New to the blogroll: more meta-science

In comments below, Pedro Beltrao of Public Ramblings says:

What I disagree with is that we should go ahead and try to change things starting with the assumption of good faith. There is a percentage of people with bad intentions, this is clear, so we should plan for this. Open systems like wikipedia and digg are having problems and are taking steps to solve them. I suggest we keep an eye on these pioneering online social systems and see what solutions they come up with.

He’s right, and it’s an important point. When I said we should assume good faith, I wasn’t clear. I didn’t mean we should naively pretend there are no assholes in science. What I meant to convey was that, in addition to the sorts of measures we can learn from systems like wikipedia, we should do two things: 1, change the emphasis of the culture of science from suspicion to trust; and 2, have more faith in our ability to identify and deal with cases of bad faith as they arise. In other words, relax.
I think that we have good reason to approach fellow researchers as potential collaborators rather than potential scoopers (see below), and that when bad actors try to take advantage of that approach we also have, as a community and as individuals, the means to deal with them. When I say “the means to deal with them”, I mean to include the sorts of checks and balances that Pedro is talking about.
Plentiful though they are, stories of scooping and other assholery are vastly outnumbered by the stories you don’t hear, precisely because they are the stuff of every day:

  • the PI who lent you her unsubmitted grant so you could copy the format for your own
  • the postdoc who spent half a day digging through the -80 freezer to find the plasmid you wanted
  • the NIH staff scientist who sent you transgenic fibroblasts in response to an out-of-the-blue email
  • the paper you’re an author on even though all you did was teach someone a technique they didn’t end up needing1 (“we said you’d be an author, so you’re an author”)

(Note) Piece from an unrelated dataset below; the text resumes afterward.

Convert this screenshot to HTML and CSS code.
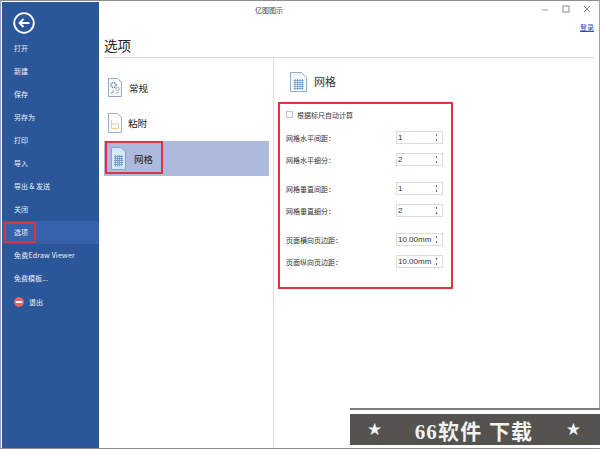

and so on and on. Those are all true examples from my own experience, and I’d like to invite readers to add their own in comments. It would be nice to hear about the up side of the scientific community for a change.

1 I should clarify: an acknowledgement “for technical assistance” would have been more appropriate, and these days I would insist on that. At the time, I gave in and took the free ride. Mea culpa. I included the example just to point out that researchers are often generous even with that most precious commodity, publication credit.